* BEGIN TASK MATERIAL *
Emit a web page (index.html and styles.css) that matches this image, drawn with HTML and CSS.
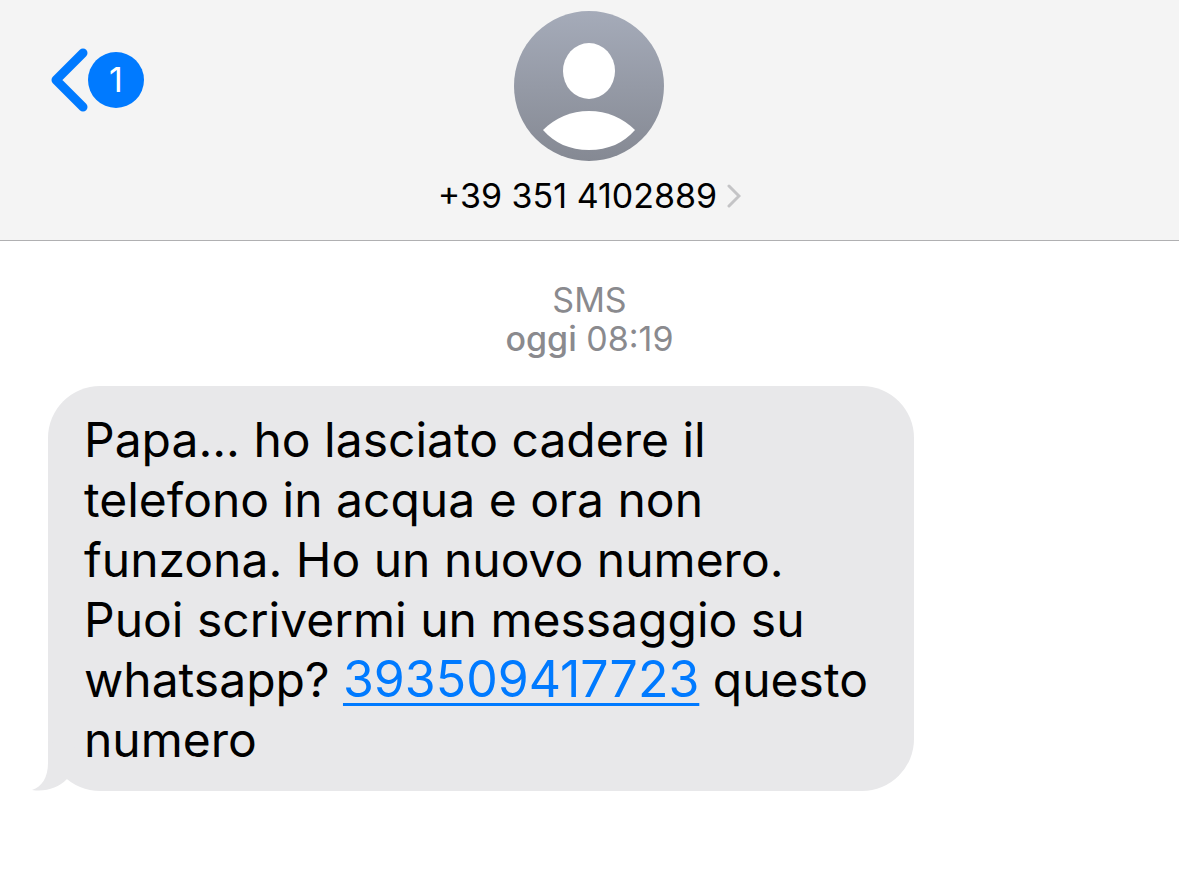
FILE: index.html
```html
<!DOCTYPE html>
<html lang="it">
<head>
    <meta charset="UTF-8">
    <meta name="viewport" content="width=device-width, initial-scale=1.0">
    <title>Messaggi</title>
    <link rel="stylesheet" href="styles.css">
</head>
<body>
    <header class="header">
        <button type="button" class="back" aria-label="Indietro, 1 messaggio non letto">
            <svg class="back-arrow" width="38" height="64" viewBox="0 0 38 64" aria-hidden="true">
                <path d="M33 5L6 32L33 59" fill="none" stroke="#007aff" stroke-width="9" stroke-linecap="round" stroke-linejoin="round"/>
            </svg>
            <span class="badge">1</span>
        </button>

        <div class="contact">
            <svg class="avatar" width="150" height="150" viewBox="0 0 150 150" aria-hidden="true">
                <defs>
                    <linearGradient id="avatar-bg" x1="0" y1="0" x2="0" y2="1">
                        <stop offset="0" stop-color="#a5abb9"/>
                        <stop offset="1" stop-color="#858993"/>
                    </linearGradient>
                </defs>
                <circle cx="75" cy="75" r="75" fill="url(#avatar-bg)"/>
                <ellipse cx="75" cy="60" rx="26" ry="28" fill="#fff"/>
                <path d="M29 119C41 107 57 100 75 100C93 100 109 107 121 119C110 132 94 139 75 139C56 139 40 132 29 119Z" fill="#fff"/>
            </svg>
            <a href="#" class="phone">
                +39 351 4102889
                <svg width="14" height="24" viewBox="0 0 14 24" aria-hidden="true">
                    <path d="M2 2L12 12L2 22" fill="none" stroke="#c4c4c6" stroke-width="3" stroke-linecap="round"/>
                </svg>
            </a>
        </div>
    </header>

    <main class="chat">
        <div class="date">SMS<br><strong>oggi</strong> 08:19</div>

        <div class="bubble">
            Papa... ho lasciato cadere il telefono in acqua e ora non funzona. Ho un nuovo numero. Puoi scrivermi un messaggio su whatsapp? <a href="tel:393509417723">393509417723</a> questo numero
            <!-- Coda del fumetto -->
            <svg class="tail" width="60" height="50" viewBox="0 0 60 50" aria-hidden="true">
                <path d="M16 0V22C16 36 10 46 0 49C14 51 26 47 35 38L60 10Z" fill="#e8e8ea"/>
            </svg>
        </div>
    </main>
</body>
</html>
```

FILE: styles.css
```css
body {
    font-family: Inter, "Liberation Sans", sans-serif;
    background: #fff;
    color: #000;
    margin: 0;
}
.header {
    display: grid;
    grid-template-columns: 1fr auto 1fr;
    align-items: start;
    padding: 11px 50px 24px;
    background: #f4f4f4;
    border-bottom: 1px solid #b0b0b2;
}
.back {
    display: flex;
    align-items: center;
    justify-self: start;
    margin-top: 37px;
    padding: 0;
    border: none;
    background: none;
    font-family: inherit;
    cursor: pointer;
}
.badge {
    width: 56px;
    height: 56px;
    border-radius: 50%;
    background: #007aff;
    color: #fff;
    font-size: 34px;
    line-height: 56px;
    text-align: center;
}
.contact {
    display: flex;
    flex-direction: column;
    align-items: center;
    gap: 15px;
}
.avatar {
    display: block;
}
.phone {
    display: flex;
    align-items: center;
    gap: 10px;
    color: #000;
    font-size: 34px;
    line-height: 40px;
    text-decoration: none;
    white-space: nowrap;
}
.chat {
    padding: 39px 48px;
}
.date {
    margin-bottom: 28px;
    color: #8a8a8e;
    font-size: 34px;
    line-height: 39px;
    text-align: center;
}
.date strong {
    font-weight: 500;
}
.bubble {
    position: relative;
    isolation: isolate;
    box-sizing: border-box;
    width: fit-content;
    max-width: 80%;
    padding: 24px 36px 21px;
    border-radius: 52px;
    background: #e8e8ea;
    font-size: 48px;
    line-height: 60px;
}
.bubble a {
    color: #007aff;
    font-size: 50px;
    line-height: 1;
    text-decoration-thickness: 3px;
    text-underline-offset: 6px;
}
.tail {
    position: absolute;
    left: -16px;
    bottom: 0;
    z-index: -1;
}
```
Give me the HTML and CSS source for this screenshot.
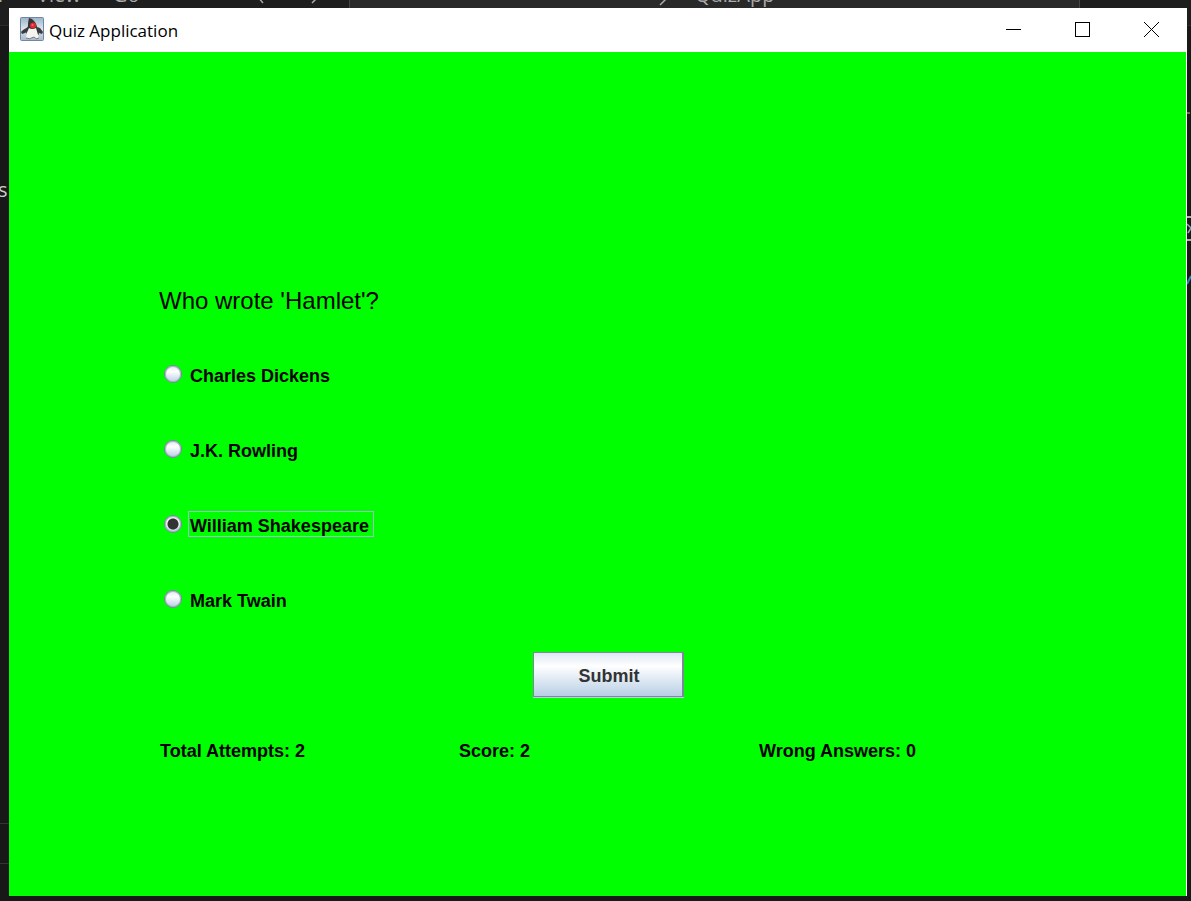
FILE: index.html
```html
<!DOCTYPE html>
<html lang="en">
<head>
<meta charset="utf-8">
<title>Quiz Application</title>
<link rel="stylesheet" href="styles.css">
</head>
<body>
<div class="editor" aria-hidden="true">
  <div class="editor-bar">
    <span class="menu-item menu-run">r</span>
    <span class="menu-item menu-view">View</span>
    <span class="menu-item menu-go">Go</span>
    <svg class="nav-arrows" width="70" height="8" viewBox="0 0 70 8"><path d="M5 -3L10 3M66 -4L59 3" fill="none" stroke="#aaa" stroke-width="1.5"/></svg>
    <div class="command-box">
      <svg class="search-icon" width="10" height="8" viewBox="0 0 10 8"><path d="M9 -3L1 5" fill="none" stroke="#aaa" stroke-width="1.5"/></svg>
      <span class="menu-item search-name">QuizApp</span>
    </div>
  </div>
  <span class="code-letter">s</span>
  <span class="panel-line line-upper"></span>
  <span class="panel-line line-lower"></span>
  <svg class="edge-code" width="4" height="190" viewBox="0 0 4 190"><path d="M0 13H3" stroke="#6a7542" stroke-width="2"/><path d="M0 117H4M0 140H4" stroke="#b0b0b0" stroke-width="2"/><path d="M0 124L4 128L1 133" fill="none" stroke="#8aaabd" stroke-width="1.5"/><path d="M0 184L4 176" stroke="#238bb5" stroke-width="2"/></svg>
</div>
<main class="window">
  <header class="title-bar">
    <svg class="app-icon" width="24" height="24" viewBox="0 0 24 24" aria-hidden="true">
      <defs><linearGradient id="tile" x2="0" y2="1"><stop stop-color="#9fb3c8"/><stop offset=".5" stop-color="#dce5ed"/><stop offset="1" stop-color="#a6b9cc"/></linearGradient></defs>
      <rect x=".5" y=".5" width="23" height="23" rx="1" fill="url(#tile)" stroke="#6d88a5"/>
      <path d="M8 10L3 13L1 15L2 17L5 16L8 14ZM17 10L20 11L23 15L22 17L19 16L17 15Z" fill="#3c3c3c"/>
      <path d="M9 1L12 2Q16 5 17 10L19 17L17 19L15 13L9 12L7 17L6 16L8 9Q8 4 9 1Z" fill="#33363a"/>
      <path d="M9 11Q12 13 16 11L19 21Q16 23 14 20Q9 23 6 21Q6 16 9 11Z" fill="#f4f4f2"/>
      <path d="M6 21Q9 23 14 20Q16 23 19 21" fill="none" stroke="#777"/>
      <circle cx="13" cy="8.500" r="3" fill="#e02a2a"/>
      <circle cx="12.500" cy="8" r="1" fill="#ff6b61"/>
    </svg>
    <h1 class="title">Quiz Application</h1>
    <div class="controls">
      <button class="control" type="button" aria-label="Minimize"><svg width="16" height="16" viewBox="0 0 16 16"><path d="M0 7.500H15" stroke="#000"/></svg></button>
      <button class="control" type="button" aria-label="Maximize"><svg width="16" height="16" viewBox="0 0 16 16"><rect x=".5" y=".5" width="14" height="14" fill="none" stroke="#000"/></svg></button>
      <button class="control" type="button" aria-label="Close"><svg width="16" height="16" viewBox="0 0 16 16"><path d="M0 0L15 15M15 0L0 15" stroke="#000"/></svg></button>
    </div>
  </header>
  <form class="quiz">
    <fieldset class="question">
      <legend class="prompt">Who wrote 'Hamlet'?</legend>
      <label class="option"><input class="radio" type="radio" name="author"><span class="answer">Charles Dickens</span></label>
      <label class="option"><input class="radio" type="radio" name="author"><span class="answer">J.K. Rowling</span></label>
      <label class="option"><input class="radio" type="radio" name="author" checked><span class="answer">William Shakespeare</span></label>
      <label class="option"><input class="radio" type="radio" name="author"><span class="answer">Mark Twain</span></label>
    </fieldset>
    <button class="submit" type="button">Submit</button>
    <div class="stats">
      <span>Total Attempts: 2</span>
      <span>Score: 2</span>
      <span>Wrong Answers: 0</span>
    </div>
  </form>
</main>
</body>
</html>
```
FILE: styles.css
```css
* {
  box-sizing: border-box;
}

body {
  display: flex;
  min-height: 100vh;
  margin: 0;
  padding: 8px 4px 5px 9px;
  background: #181818;
  font-family: "Liberation Sans", Arial, sans-serif;
}

/* Code editor partly hidden behind the quiz window */
.editor {
  position: absolute;
  inset: 0;
  overflow: hidden;
  color: #aaa;
  font: 20px/24px "Open Sans", sans-serif;
}

.editor-bar {
  height: 26px;
  border-bottom: 1px solid #2b2b2b;
  background: #1e1e1e;
}

.menu-item {
  position: absolute;
  top: -17px;
}

.menu-run { left: -2px; }
.menu-view { left: 37px; }
.menu-go { left: 113px; }

.nav-arrows {
  position: absolute;
  top: 0;
  left: 253px;
}

.command-box {
  position: absolute;
  top: 0;
  left: 349px;
  right: 111px;
  height: 8px;
  border: solid #444;
  border-width: 0 1px;
  background: #292929;
}

.search-icon {
  position: absolute;
  top: 0;
  left: 309px;
}

.search-name { left: 345px; }

.code-letter {
  position: absolute;
  top: 178px;
  left: -2px;
  color: #ccc;
}

.panel-line {
  position: absolute;
  left: 0;
  width: 9px;
  height: 1px;
  background: #333;
}

.line-upper { top: 823px; }
.line-lower { top: 863px; }

.edge-code {
  position: absolute;
  top: 100px;
  right: 0;
}

.window {
  position: relative;
  display: flex;
  flex: 1;
  flex-direction: column;
  border-right: 1px solid #fff;
  background: #0f0;
}

.title-bar {
  display: flex;
  align-items: center;
  height: 44px;
  padding-left: 11px;
  background: #fff;
}

.app-icon {
  margin-bottom: 2px;
}

.title {
  margin: 2px 0 0 5px;
  font: 17px/24px "Open Sans", sans-serif;
}

.controls {
  display: flex;
  margin-left: auto;
}

.control {
  display: flex;
  align-items: center;
  justify-content: center;
  width: 69px;
  height: 44px;
  padding: 0;
  border: 0;
  background: none;
}

.quiz {
  display: flex;
  flex-direction: column;
  padding: 226px 128px 120px 150px;
  color: #000;
  font-size: 18px;
  font-weight: bold;
  line-height: 24px;
}

.question {
  display: flex;
  flex-direction: column;
  gap: 30px;
  min-width: 0;
  margin: 0;
  padding: 0;
  border: 0;
}

.prompt {
  margin-bottom: 30px;
  padding: 0;
  font-size: 24px;
  font-weight: normal;
  line-height: 45px;
}

.option {
  display: flex;
  align-items: center;
  gap: 6px;
  height: 45px;
  padding-left: 5px;
}

.radio {
  width: 18px;
  height: 18px;
  margin: 0 0 4px;
  appearance: none;
  border: 1px solid #7a8a99;
  border-radius: 50%;
  background: linear-gradient(#dde8f3, #fff 35%, #b8cfe5);
  box-shadow: inset 0 0 0 1px #a9b9c9;
}

.radio:checked {
  background: radial-gradient(circle, #333 5px, transparent 6px), linear-gradient(#dde8f3, #fff 35%, #b8cfe5);
}

.answer {
  margin-bottom: 4px;
  padding: 4px 4px 0 1px;
  border: 1px solid transparent;
  line-height: 20px;
}

.radio:checked + .answer {
  border-color: #a3b8cc;
}

.submit {
  align-self: center;
  width: 151px;
  height: 45px;
  margin: 29px 0 31px;
  padding: 2px 0 0 2px;
  border: solid #7a8a99;
  border-width: 1px 2px 1px 1px;
  background: linear-gradient(#dde8f3, #fff 30%, #b8cfe5);
  box-shadow: 0 1px #b8cfe5;
  color: #333;
  font: bold 18px/24px "Liberation Sans", Arial, sans-serif;
}

.stats {
  display: grid;
  grid-template-columns: 299px 300px 1fr;
  align-items: center;
  height: 45px;
  padding-left: 1px;
}
```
* END TASK MATERIAL *
* [STATED TASK]:
Sift the material for lines with the string "index". Copy each one found.

* [CORRECT OUTPUT]:
Emit a web page (index.html and styles.css) that matches this image, drawn with HTML and CSS.
FILE: index.html
    z-index: -1;
FILE: index.html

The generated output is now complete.